Didn't Get Your W2? Here's What to Do Now!

How to get your W2 in time for tax filing.

Mar 15, 2014 at 12:00PM

Still haven't gotten your 2013 W2? That's a problem. Employers are legally obligated to mail your W2 by Jan. 31 at the latest.

Your W2 contains all the critical information you need to report when you file your taxes, so it's essential that you receive a W2 from anyone you worked for in the last year. If you have not yet received your W2, follow these steps to make sure your taxes are done correctly and filed on time.

Step one: Double check
Everyone has to deal with mail of questionable importance. It's a possibility that your tax forms got lost in the shuffle. Make sure your W2 isn't stuck between catalogs and pizza coupons from last week's mail before taking the next step. If you've moved in the last year, it may take extra time for your W2 to be forwarded to your new address.

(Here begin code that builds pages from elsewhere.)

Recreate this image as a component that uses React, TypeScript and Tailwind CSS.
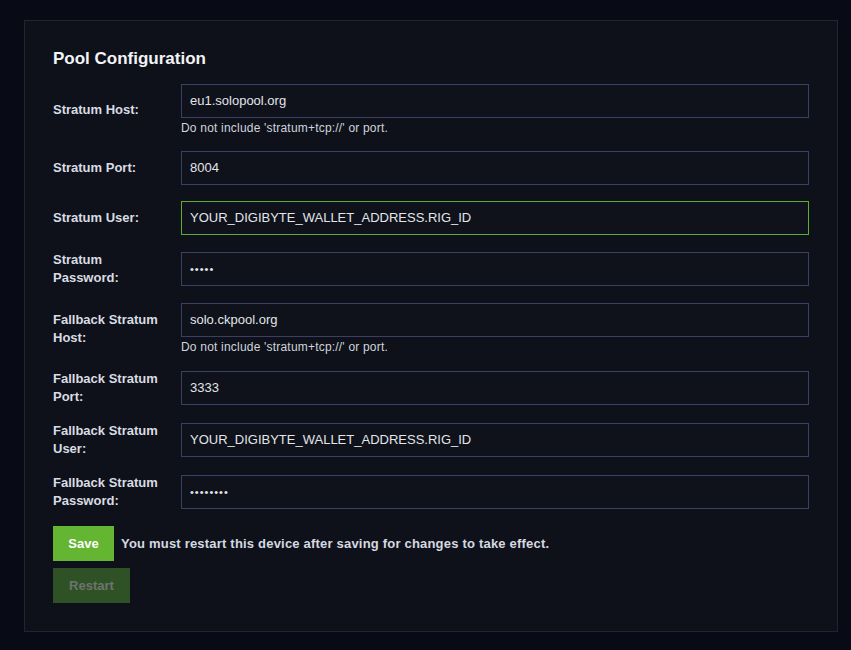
import React from "react";

type Field = {
  label: string;
  value: string;
  help?: boolean;
  type?: "text" | "password";
  focused?: boolean;
};

const fields: Field[] = [
  { label: "Stratum Host:", value: "eu1.solopool.org", help: true },
  { label: "Stratum Port:", value: "8004" },
  { label: "Stratum User:", value: "YOUR_DIGIBYTE_WALLET_ADDRESS.RIG_ID", focused: true },
  { label: "Stratum Password:", value: "•••••", type: "password" },
  { label: "Fallback Stratum Host:", value: "solo.ckpool.org", help: true },
  { label: "Fallback Stratum Port:", value: "3333" },
  { label: "Fallback Stratum User:", value: "YOUR_DIGIBYTE_WALLET_ADDRESS.RIG_ID" },
  { label: "Fallback Stratum Password:", value: "••••••••", type: "password" },
];

function Row({ f }: { f: Field }) {
  return (
    <div className="flex items-center mb-4">
      <label className="w-[128px] shrink-0 pr-3 text-[13px] leading-[18px] font-semibold text-[#d9dce3]">
        {f.label}
      </label>
      <div className="flex-1 flex flex-col">
        <div
          className={
            "h-[34px] flex items-center px-2 border bg-[#0f121a] text-[13px] text-[#e2e5ea] " +
            (f.focused ? "border-[#5fae2f]" : "border-[#3a3f63]")
          }
        >
          <span className={f.type === "password" ? "tracking-[1px] text-[11px]" : ""}>{f.value}</span>
        </div>
        {f.help && (
          <div className="mt-[4px] text-[12px] leading-[13px] tracking-[0.2px] text-[#d0d4dc]">
            Do not include 'stratum+tcp://' or port.
          </div>
        )}
      </div>
    </div>
  );
}

export default function App() {
  return (
    <div
      className="min-h-[650px] w-full bg-[#080b16] pt-5 pl-6"
      style={{ fontFamily: '"Liberation Sans", Arial, sans-serif' }}
    >
      <div className="w-[814px] h-[612px] bg-[#0e111a] border border-[#22252f] p-7">
        <h2 className="text-[17px] leading-[19px] font-semibold text-[#f2f4f7] mb-4">Pool Configuration</h2>
        {fields.map((f) => (
          <Row key={f.label} f={f} />
        ))}
        <div className="flex items-center gap-[7px]">
          <button className="w-[61px] h-[35px] bg-[#63b532] text-white text-[13px] font-semibold">Save</button>
          <span className="text-[13px] font-bold tracking-[0.2px] text-[#d6d9e0]">
            You must restart this device after saving for changes to take effect.
          </span>
        </div>
        <button className="mt-[7px] w-[77px] h-[35px] bg-[#2e5125] text-[#6e736d] text-[13px] font-semibold">
          Restart
        </button>
      </div>
    </div>
  );
}
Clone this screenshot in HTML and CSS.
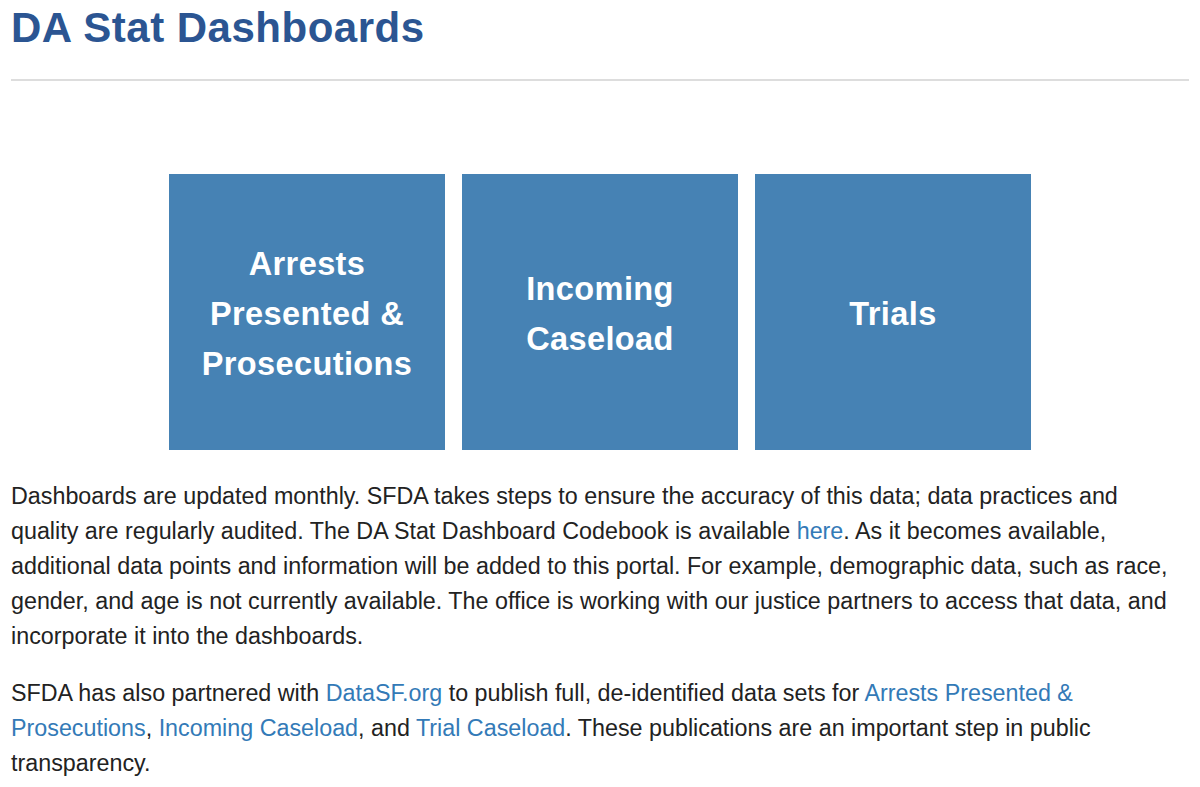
FILE: index.html
```html
<!DOCTYPE html>
<html lang="en">
<head>
<meta charset="utf-8">
<title>DA Stat Dashboards</title>
<link rel="stylesheet" href="styles.css">
</head>
<body>
<main class="page">
  <h1 class="title">DA Stat Dashboards</h1>
  <hr class="rule">
  <div class="tiles">
    <a class="tile" href="#">Arrests<br>Presented &amp;<br>Prosecutions</a>
    <a class="tile" href="#">Incoming<br>Caseload</a>
    <a class="tile" href="#">Trials</a>
  </div>
  <p class="text">Dashboards are updated monthly. SFDA takes steps to ensure the accuracy of this data; data practices and quality are regularly audited. The DA Stat Dashboard Codebook is available <a href="#">here</a>. As it becomes available, additional data points and information will be added to this portal. For example, demographic data, such as race, gender, and age is not currently available. The office is working with our justice partners to access that data, and incorporate it into the dashboards.</p>
  <p class="text">SFDA has also partnered with <a href="#">DataSF.org</a> to publish full, de-identified data sets for <a href="#">Arrests Presented &amp; Prosecutions</a>, <a href="#">Incoming Caseload</a>, and <a href="#">Trial Caseload</a>. These publications are an important step in public transparency.</p>
</main>
</body>
</html>
```
FILE: styles.css
```css
html, body {
  margin: 0;
  padding: 0;
  background: #fff;
}
body {
  font-family: "Liberation Sans", Arial, sans-serif;
  color: #222;
}
.page {
  padding: 0 11px;
}
.title {
  margin: 0;
  padding-top: 5px;
  font-size: 42px;
  line-height: 46px;
  font-weight: bold;
  letter-spacing: 0.5px;
  color: #2b5592;
}
.rule {
  margin: 28px 0 0;
  border: 0;
  border-top: 2px solid #dddddd;
  height: 0;
}
.tiles {
  display: flex;
  justify-content: center;
  gap: 17px;
  margin-top: 93px;
}
.tile {
  box-sizing: border-box;
  width: 276px;
  height: 276px;
  padding-top: 3px;
  background: #4682b4;
  color: #fff;
  text-decoration: none;
  display: flex;
  align-items: center;
  justify-content: center;
  text-align: center;
  font-weight: bold;
  font-size: 32.5px;
  line-height: 50px;
  letter-spacing: 0.4px;
}
.text {
  margin: 29px 0 0;
  font-size: 23.3px;
  line-height: 35px;
}
.text + .text {
  margin-top: 22px;
}
.text a {
  color: #337ab7;
  text-decoration: none;
}
```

Step two: Contact your employer
If you haven't gotten your W2, your first stop needs to be your place of employment. Ask your employer whether your W2 mailed and on what date. It may be that your W2 was lost in the mail or incorrectly addressed. Do not make any assumptions about your employer's intentions; there may have been an honest mistake. If your employer did not mail your W2, make sure they have your correct address on file. Once they have informed you that it is in the mail, wait a week or two for it to appear in your mailbox before continuing to step three.

Step three: Contact the IRS
You should receive your W2 by Feb. 14, but if you haven't, you can call the IRS at (800)829-1040. A representative will need information about you and your employer to find your W2, so be prepared to provide your name, address (including city, state, and zip code), Social Security number, and phone number. You will also need your employer's name and address as well the dates you worked there. Finally, you need to provide an estimate of your wages earned and federal tax withheld, so get out your pay stubs and start counting before getting the IRS on the line.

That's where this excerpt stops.